An HOA management VA handles the full communication intake: answering homeowner emails and voicemails, logging requests in the management platform (Vantaca, Caliber, or AppFolio Community), routing maintenance work orders to the appropriate vendor, responding to assessment balance inquiries, sending board meeting notices and agendas, and distributing board-approved communications to the homeowner community. For after-hours emergency calls, the VA manages the answering protocol and escalates genuine emergencies to the on-call manager.
Assessment Billing and Collections: Systematic, Not Personal
Assessment collection is a consistent source of tension in HOA management. When the same community manager who attends board meetings and interacts with homeowners at community events is also responsible for issuing late notices and violations, the relationship dynamic is complicated. A 2025 CAI National Conference session on collections best practices noted that management companies using a separate collections workflow—handled by someone other than the primary community manager—reported 15 to 20% lower contested collection cases.
A billing and collections VA manages the full assessment cycle: posting payments in the management platform, generating and distributing monthly statements, issuing late notices per the association's collections policy timeline, tracking payment plans approved by the board, preparing delinquency reports for board review, and coordinating with the association's collections attorney when accounts reach the lien referral threshold. The VA also handles special assessment billing, reserve transfer documentation, and annual budget assessment change notifications.

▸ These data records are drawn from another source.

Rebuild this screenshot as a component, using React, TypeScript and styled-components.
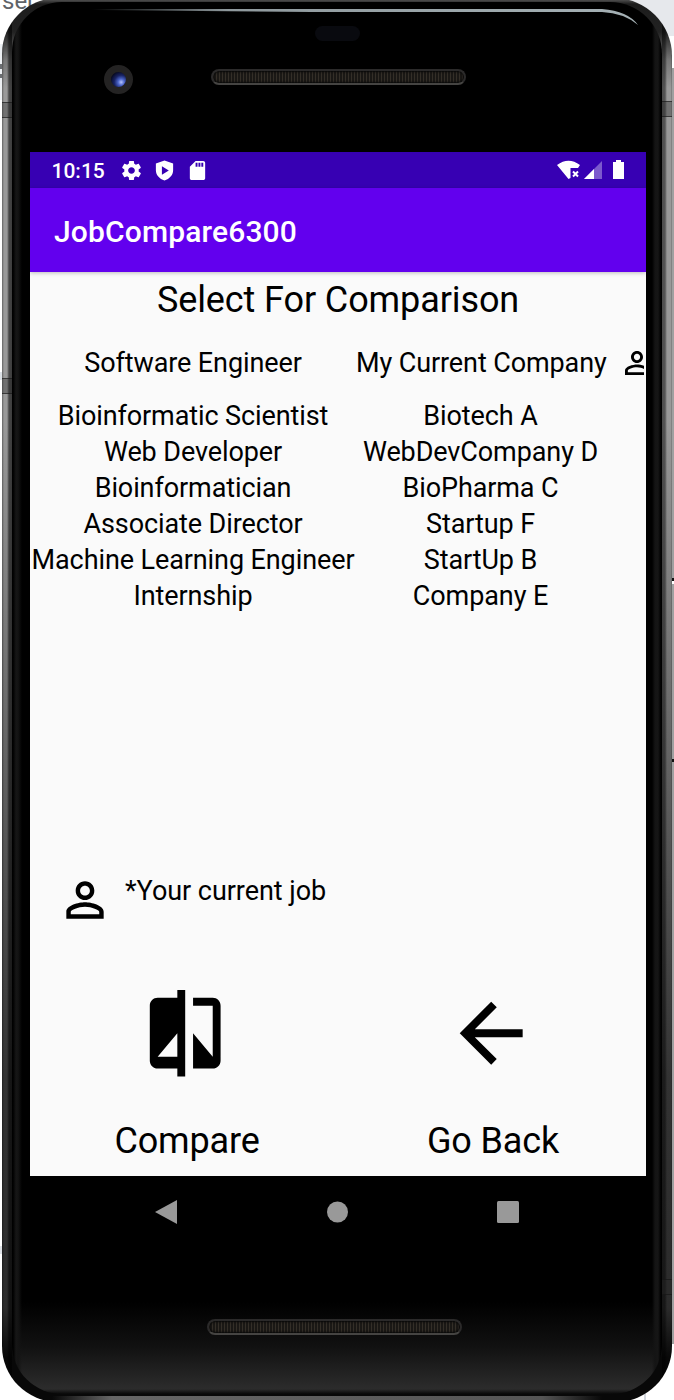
import React from 'react';
import styled, { createGlobalStyle } from 'styled-components';

const GlobalStyle = createGlobalStyle`
  * { box-sizing: border-box; }
  html, body { margin: 0; padding: 0; background: #fff; }
  body { font-family: Roboto, "Liberation Sans", sans-serif; color: #000; }
  svg { display: block; flex: none; }
`;

const Desktop = styled.div`
  position: relative;
  width: 674px;
  height: 1400px;
  overflow: hidden;
  background: #fff;
`;

const BackgroundText = styled.span`
  position: absolute;
  left: 2px;
  top: -11px;
  font-size: 24px;
  line-height: 24px;
  color: #5f6368;
`;

const BackgroundBlock = styled.div<{ $x: number; $y: number; $w: number; $h: number; $color: string }>`
  position: absolute;
  left: ${(p) => p.$x}px;
  top: ${(p) => p.$y}px;
  width: ${(p) => p.$w}px;
  height: ${(p) => p.$h}px;
  background: ${(p) => p.$color};
`;

const Phone = styled.div`
  position: relative;
  width: 670px;
  height: 1404px;
  margin: -2px 0 0 2px;
  padding: 4px 10px 8px;
  border-radius: 56px 58px 56px 56px;
  overflow: hidden;
  background:
    linear-gradient(90deg, transparent 0, #666 60px, #555 490px, transparent 550px) no-repeat 50px 1398px / 560px 6px,
    linear-gradient(90deg, rgba(0,0,0,.35) 0, rgba(0,0,0,0) 2px, rgba(0,0,0,0) 5px, rgba(0,0,0,.55) 7px, rgba(0,0,0,.6) 10px, transparent 10px, transparent 660px, rgba(0,0,0,.5) 660px, rgba(0,0,0,.45) 663px, rgba(0,0,0,0) 665px, rgba(0,0,0,0) 669px, rgba(0,0,0,.3) 670px),
    linear-gradient(180deg, #666 0, #1c1c1c 6px, #222 34px, #777 62px, #999 90px, #999 420px, #777 640px, #555 850px, #333 1080px, #2b2b2b 1310px, #080808 1360px, #080808 1404px);
`;

const AntennaBand = styled.i<{ $side: 'left' | 'right'; $y: number }>`
  position: absolute;
  ${(p) => p.$side}: 0;
  top: ${(p) => p.$y}px;
  width: 10px;
  height: 16px;
  background: rgba(40, 40, 40, 0.35);
  border: solid rgba(20, 20, 20, 0.6);
  border-width: 1px 0;
`;

const Glass = styled.div`
  position: relative;
  height: 100%;
  padding: 150px 16px 0 18px;
  border-radius: 50px 52px 50px 50px;
  overflow: hidden;
  background:
    linear-gradient(90deg, #000 1px, #161616 4px, #141414 6px, transparent 10px, transparent 640px, #141414 643px, #161616 646px, #000 649px),
    linear-gradient(180deg, #000 0, #000 1300px, #111 1345px, #2c2c2c 1387px, #080808 1392px);
`;

const GlassShine = styled.svg`
  position: absolute;
  left: 0;
  top: 0;
`;

const Camera = styled.div`
  position: absolute;
  left: 92px;
  top: 63px;
  width: 29px;
  height: 29px;
  border: 7px solid #242323;
  border-radius: 50%;
  background: radial-gradient(circle at 68% 68%, #b6c4ff 0, #4b65c9 22%, #182364 48%, #080b24 75%);
`;

const Sensor = styled.div`
  position: absolute;
  left: 303px;
  top: 24px;
  width: 45px;
  height: 15px;
  border-radius: 8px;
  background: #090a0f;
`;

const Speaker = styled.div<{ $x: number; $y: number }>`
  position: absolute;
  left: ${(p) => p.$x}px;
  top: ${(p) => p.$y}px;
  width: 255px;
  height: 16px;
  border: 2px solid #2b2a2a;
  border-bottom-color: #454442;
  border-radius: 8px;
  background: repeating-linear-gradient(90deg, #342f28 0 1px, #1a1815 1px 3px);
  box-shadow: inset 0 0 2px 1px #080808;
`;

const Screen = styled.div`
  width: 616px;
  height: 1024px;
  display: flex;
  flex-direction: column;
  overflow: hidden;
  background: #fafafa;
`;

const StatusBar = styled.div`
  height: 36px;
  flex: none;
  display: flex;
  align-items: center;
  padding: 0 20px 0 21.5px;
  background: #3700b3;
  color: #fff;
`;

const Clock = styled.span`
  width: 68.5px;
  padding-top: 2px;
  font-size: 21px;
  font-weight: 500;
  line-height: 24px;
`;

const StatusIcons = styled.div`
  display: flex;
  align-items: center;
  gap: 10px;
`;

const SystemIcons = styled.div`
  display: flex;
  align-items: center;
  margin-left: auto;
`;

const AppBar = styled.header`
  position: relative;
  z-index: 1;
  height: 84px;
  flex: none;
  display: flex;
  align-items: center;
  padding: 2px 24px 0;
  background: #6200ee;
  color: #fff;
  font-size: 30px;
  font-weight: 500;
  letter-spacing: 0.15px;
  box-shadow: 0 1px 4px rgba(0, 0, 0, 0.25);
`;

const Heading = styled.h1`
  margin: 0;
  height: 56px;
  font-size: 36px;
  font-weight: 400;
  line-height: 56px;
  letter-spacing: -0.1px;
  text-align: center;
`;

const JobList = styled.div`
  width: 614px;
  height: 540px;
  flex: none;
  overflow: hidden;
`;

const JobRow = styled.div<{ $current?: boolean }>`
  display: grid;
  grid-template-columns: 326px 249px 36px;
  align-items: center;
  height: ${(p) => (p.$current ? 70 : 36)}px;
  font-size: 27px;
  line-height: 36px;
  letter-spacing: -0.1px;
  white-space: nowrap;
  text-align: center;

  svg { margin-left: 14px; }
`;

const Legend = styled.div`
  display: flex;
  height: 56px;
  margin: 5px 0 0 27px;
  font-size: 27px;
  line-height: 36px;
  letter-spacing: -0.05px;
  gap: 12px;

  svg { margin-top: -1px; }
`;

const Actions = styled.div`
  display: flex;
  margin-top: 57px;
  padding-left: 4px;
`;

const ActionButton = styled.button`
  width: 306.5px;
  display: flex;
  flex-direction: column;
  align-items: center;
  padding: 0;
  border: 0;
  background: none;
  color: #000;
  font: 400 36px/48px Roboto, "Liberation Sans", sans-serif;
  letter-spacing: -0.15px;

  svg { margin: 0 4px 37px 0; }
`;

const NavBar = styled.nav`
  height: 72px;
  display: flex;
  align-items: center;
  justify-content: space-between;
  padding: 0 127px 0 125px;
`;

const Icon = ({ d, size }: { d: string; size: number }) => (
  <svg width={size} height={size} viewBox="0 0 24 24" fill="currentColor" fillRule="evenodd">
    <path d={d} />
  </svg>
);

const PERSON =
  'M12 5.9c1.16 0 2.1.94 2.1 2.1s-.94 2.1-2.1 2.1S9.9 9.16 9.9 8s.94-2.1 2.1-2.1m0 9c2.97 0 6.1 1.46 6.1 2.1v1.1H5.9V17c0-.64 3.13-2.1 6.1-2.1M12 4C9.79 4 8 5.79 8 8s1.79 4 4 4 4-1.79 4-4-1.79-4-4-4zm0 9c-2.67 0-8 1.34-8 4v3h16v-3c0-2.66-5.33-4-8-4z';
const COMPARE =
  'M10 3H5c-1.1 0-2 .9-2 2v14c0 1.1.9 2 2 2h5v2h2V1h-2v2zm0 15H5l5-6v6zM19 3h-5v2h5v13l-5-6v9h5c1.1 0 2-.9 2-2V5c0-1.1-.9-2-2-2z';
const ARROW = 'M20 11H7.83l5.59-5.59L12 4l-8 8 8 8 1.41-1.41L7.83 13H20v-2z';
const GEAR =
  'M19.43 12.98c.04-.32.07-.64.07-.98s-.03-.66-.07-.98l2.11-1.65c.19-.15.24-.42.12-.64l-2-3.46c-.12-.22-.39-.3-.61-.22l-2.49 1c-.52-.4-1.08-.73-1.69-.98l-.38-2.65C14.46 2.18 14.25 2 14 2h-4c-.25 0-.46.18-.49.42l-.38 2.65c-.61.25-1.17.59-1.69.98l-2.49-1c-.23-.09-.49 0-.61.22l-2 3.46c-.13.22-.07.49.12.64l2.11 1.65c-.04.32-.07.65-.07.98s.03.66.07.98l-2.11 1.65c-.19.15-.24.42-.12.64l2 3.46c.12.22.39.3.61.22l2.49-1c.52.4 1.08.73 1.69.98l.38 2.65c.03.24.24.42.49.42h4c.25 0 .46-.18.49-.42l.38-2.65c.61-.25 1.17-.59 1.69-.98l2.49 1c.23.09.49 0 .61-.22l2-3.46c.12-.22.07-.49-.12-.64l-2.11-1.65zM12 15.5c-1.93 0-3.5-1.57-3.5-3.5s1.57-3.5 3.5-3.5 3.5 1.57 3.5 3.5-1.57 3.5-3.5 3.5z';
const SHIELD_PLAY = 'M12 1.5L3 4.8v7c0 5 3.8 9 9 10.7 5.2-1.7 9-5.7 9-10.7v-7zM9.3 7.5v9l7.2-4.5z';
const SD_CARD =
  'M18 2h-8L4 8v12c0 1.1.9 2 2 2h12c1.1 0 2-.9 2-2V4c0-1.1-.9-2-2-2zM10 4h2v4h-2zm3 0h2v4h-2zm3 0h2v4h-2z';

const jobs: [string, string][] = [
  ['Bioinformatic Scientist', 'Biotech A'],
  ['Web Developer', 'WebDevCompany D'],
  ['Bioinformatician', 'BioPharma C'],
  ['Associate Director', 'Startup F'],
  ['Machine Learning Engineer', 'StartUp B'],
  ['Internship', 'Company E'],
];

export default function App() {
  return (
    <>
      <GlobalStyle />
      <Desktop>
        <BackgroundText>ser</BackgroundText>
        <BackgroundBlock $x={620} $y={0} $w={54} $h={36} $color="#e6e8ec" />
        <BackgroundBlock $x={0} $y={44} $w={8} $h={56} $color="#eceff2" />
        <BackgroundBlock $x={0} $y={64} $w={2} $h={5} $color="#6b6e72" />
        <BackgroundBlock $x={0} $y={74} $w={2} $h={4} $color="#6b6e72" />
        <BackgroundBlock $x={0} $y={372} $w={3} $h={8} $color="#dce1e6" />
        <BackgroundBlock $x={0} $y={1246} $w={3} $h={8} $color="#dfe2e7" />
        <BackgroundBlock $x={672} $y={68} $w={2} $h={1276} $color="#a0a0a0" />
        <BackgroundBlock $x={672} $y={578} $w={2} $h={3} $color="#111" />
        <BackgroundBlock $x={672} $y={581} $w={2} $h={3} $color="#fff" />
        <BackgroundBlock $x={672} $y={759} $w={2} $h={3} $color="#111" />
        <BackgroundBlock $x={644} $y={1380} $w={2} $h={20} $color="#d4d7dd" />
        <Phone>
          <AntennaBand $side="left" $y={104} />
          <AntennaBand $side="right" $y={103} />
          <AntennaBand $side="left" $y={380} />
          <AntennaBand $side="right" $y={1281} />
          <Glass>
            <GlassShine width="650" height="40" viewBox="0 0 650 40">
              <defs>
                <linearGradient id="shine" x1="0" x2="1">
                  <stop offset="0" stopColor="#9aa5a9" stopOpacity="0" />
                  <stop offset=".25" stopColor="#8f999d" />
                  <stop offset="1" stopColor="#a5b1b5" />
                </linearGradient>
              </defs>
              <path d="M80 7H590Q616 9 626 23Q612 11 590 10H300L80 8Z" fill="url(#shine)" />
            </GlassShine>
            <Sensor />
            <Camera />
            <Speaker $x={199} $y={67} />
            <Speaker $x={195} $y={1317} />
            <Screen>
              <StatusBar>
                <Clock>10:15</Clock>
                <StatusIcons>
                  <Icon d={GEAR} size={23} />
                  <Icon d={SHIELD_PLAY} size={23} />
                  <Icon d={SD_CARD} size={23} />
                </StatusIcons>
                <SystemIcons>
                  <svg width="69" height="24" viewBox="0 0 69 24" fill="#fff">
                    <path d="M0 7Q11.5-1.5 23 7L21 10H13.5V20L11.5 21Z" />
                    <path d="M16 13.5L21 18.5M21 13.5L16 18.5" stroke="#fff" strokeWidth="2" />
                    <path d="M27 21L45 3V21Z" opacity=".35" />
                    <path d="M27 21L37 11V21Z" />
                    <path d="M56 4H59V2H64V4H67V21H56Z" />
                  </svg>
                </SystemIcons>
              </StatusBar>
              <AppBar>JobCompare6300</AppBar>
              <Heading>Select For Comparison</Heading>
              <JobList>
                <JobRow $current>
                  <span>Software Engineer</span>
                  <span>My Current Company</span>
                  <Icon d={PERSON} size={36} />
                </JobRow>
                {jobs.map(([title, company]) => (
                  <JobRow key={title}>
                    <span>{title}</span>
                    <span>{company}</span>
                  </JobRow>
                ))}
              </JobList>
              <Legend>
                <Icon d={PERSON} size={56} />
                <span>*Your current job</span>
              </Legend>
              <Actions>
                <ActionButton>
                  <Icon d={COMPARE} size={94.4} />
                  Compare
                </ActionButton>
                <ActionButton>
                  <Icon d={ARROW} size={94.4} />
                  Go Back
                </ActionButton>
              </Actions>
            </Screen>
            <NavBar>
              <svg width="22" height="24" viewBox="0 0 22 24"><path d="M0 12L22 0V24Z" fill="#999" /></svg>
              <svg width="22" height="22" viewBox="0 0 22 22"><circle cx="11.5" cy="11" r="10.5" fill="#999" /></svg>
              <svg width="22" height="22" viewBox="0 0 22 22"><rect width="22" height="22" rx="1.5" fill="#999" /></svg>
            </NavBar>
          </Glass>
        </Phone>
      </Desktop>
    </>
  );
}
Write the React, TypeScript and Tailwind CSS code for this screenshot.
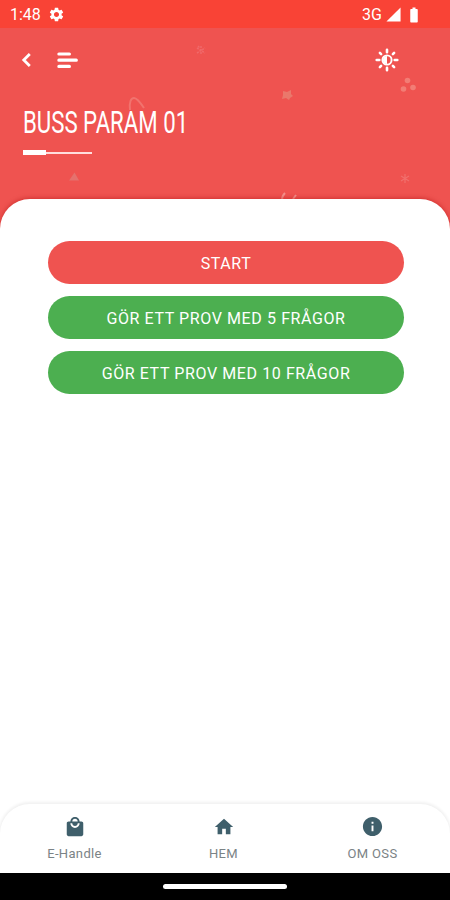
import type { ReactNode } from 'react';
import { MdBatteryFull, MdHome, MdInfo, MdLocalMall, MdSettings, MdSignalCellular4Bar } from 'react-icons/md';

const actions = [
  { label: 'START', color: 'bg-[#ef5350]' },
  { label: 'GÖR ETT PROV MED 5 FRÅGOR', color: 'bg-[#4caf50]' },
  { label: 'GÖR ETT PROV MED 10 FRÅGOR', color: 'bg-[#4caf50]' },
];

function StatusBar() {
  return (
    <div className="flex h-7 shrink-0 items-center justify-between bg-[#f94336] pl-[10px] pr-[27px] pt-px text-white">
      <div className="flex items-center gap-[7px]">
        <span className="text-[16px] leading-none">1:48</span>
        <MdSettings size={17} />
      </div>
      <div className="flex items-center">
        <span className="text-[16px] leading-none">3G</span>
        <MdSignalCellular4Bar size={17} className="ml-[3px]" />
        <MdBatteryFull size={18} className="ml-[3px]" />
      </div>
    </div>
  );
}

// Faint confetti behind the header
function HeaderPattern() {
  return (
    <svg className="pointer-events-none absolute inset-0" width="450" height="202" viewBox="0 28 450 202" fill="none">
      <g fill="#f27d75">
        <circle cx="407.5" cy="80.5" r="2.8" />
        <circle cx="403.5" cy="89" r="2.8" />
        <circle cx="413" cy="87.5" r="2.8" />
      </g>
      <path d="M283 91l4 1 4-2v4l2 2-3 2-1 2-3-2-4 1 1-4z" fill="#ea786b" />
      <path d="M69 180.5L74.5 172.5L79 180.5Z" fill="#e5716d" />
      <path d="M130 110c-1-8 1-12 4-12s6 4 10 10" stroke="#f1736e" strokeWidth="2" />
      <path d="M282 200c0-3 1-5 3-7M293 199l3-4" stroke="#f4918c" strokeWidth="2" />
      <g stroke="#f0696a" strokeWidth="1.5">
        <path d="M201 46v9M197 48l8 5M197 53l8-5M198 46l2 2" strokeDasharray="2 1" />
        <path d="M405 174v9M401 176l8 5M401 181l8-5" stroke="#f16f6c" strokeWidth="1.2" />
      </g>
    </svg>
  );
}

function BrightnessIcon() {
  return (
    <svg width="24" height="24" viewBox="0 0 24 24" fill="none" stroke="white">
      <path d="M12 1.7v2.6M12 19.7v2.6M1.7 12h2.6M19.7 12h2.6M4.9 4.9l1.2 1.2M17.9 17.900l1.200 1.200M4.900 19.100l1.200-1.200M17.900 6.100l1.200-1.200" strokeWidth="2.600" strokeLinecap="round" />
      <circle cx="12" cy="12" r="4.600" strokeWidth="1.900" />
      <path d="M12 8a4 4 0 0 0 0 8z" fill="white" stroke="none" />
    </svg>
  );
}

function Header() {
  return (
    <header className="relative h-[171px] shrink-0 bg-[#ef5350] text-white">
      <HeaderPattern />
      <div className="relative flex h-[64px] items-center pl-[21px] pr-[51px]">
        <svg width="10" height="16" viewBox="0 0 10 16" fill="none" stroke="white" strokeWidth="2.8">
          <path d="M8.8 2L2.8 8l6 6" />
        </svg>
        <svg className="ml-[26px]" width="22" height="18" viewBox="0 0 22 18" stroke="white" strokeWidth="3.2" strokeLinecap="round">
          <path d="M1.9 3h10.5M1.9 9.2h17.4M1.9 15.4h10.5" />
        </svg>
        <div className="ml-auto">
          <BrightnessIcon />
        </div>
      </div>
      <div className="relative pl-[23px]">
        <h1 className="origin-left scale-x-[0.694] whitespace-nowrap pt-[11px] text-[32px] font-normal leading-[38px]">BUSS PARAM 01</h1>
        <div className="mt-[9px] flex items-center">
          <span className="h-[5px] w-[23px] bg-white" />
          <span className="h-[2px] w-[46px] bg-[#ffdedd]" />
        </div>
      </div>
    </header>
  );
}

function NavItem({ icon, label }: { icon: ReactNode; label: string }) {
  return (
    <button className="flex w-[149px] flex-col items-center pt-[11px] text-[#3f5f6b]">
      <span className="flex h-[23px] items-center">{icon}</span>
      <span className="mt-[8px] text-[13px] leading-4 tracking-[0.35px] text-[#7b8386]">{label}</span>
    </button>
  );
}

export default function App() {
  return (
    <div className="flex h-[900px] w-[450px] flex-col overflow-hidden bg-white" style={{ fontFamily: 'Roboto, sans-serif' }}>
      <StatusBar />
      <Header />
      <div className="flex flex-1 flex-col bg-[linear-gradient(#ef5350_32px,white_32px)]">
        <main className="relative flex flex-1 flex-col gap-3 rounded-t-[30px] bg-white pl-12 pr-[46px] pt-[42px] shadow-[0_-1px_4px_rgba(180,20,20,0.5)] [clip-path:inset(-8px_0_0_0)]">
          {actions.map((a) => (
            <button key={a.label} className={`h-[43px] shrink-0 rounded-full pt-[2px] text-[16px] tracking-[0.6px] text-white ${a.color}`}>
              {a.label}
            </button>
          ))}
        </main>
        <nav className="relative flex h-[69px] shrink-0 rounded-t-[30px] bg-white shadow-[0_-1px_3px_1px_rgba(0,0,0,0.06)]">
          <NavItem icon={<MdLocalMall size={22} />} label="E-Handle" />
          <NavItem icon={<MdHome size={22} />} label="HEM" />
          <NavItem icon={<MdInfo size={23} />} label="OM OSS" />
        </nav>
      </div>
      <div className="relative flex h-[27px] shrink-0 items-center justify-center bg-black">
        <div className="h-[5px] w-[124px] rounded-full bg-white" />
      </div>
    </div>
  );
}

Architectural Review and Deed Restriction Compliance: Keeping the Process Moving
Architectural review committee (ARC) applications and deed restriction enforcement are two workflows that stall constantly in under-resourced management offices. The CAI 2025 operations data found that the average ARC application sits unacknowledged for 8.7 days when managed manually, despite most association governing documents requiring response within 30 days. A compliance admin VA changes that by owning the ARC intake process: acknowledging receipt to the homeowner, preparing the application for committee review, distributing to ARC members for voting, communicating the decision, and archiving approved modifications.
For deed restriction enforcement, the VA handles inspection report intake from the field inspector or drive-through team, issues first-notice violation letters using board-approved templates, tracks compliance status through the cure period, escalates unresolved violations to the manager for hearing scheduling, and maintains the violation history database for legal reference.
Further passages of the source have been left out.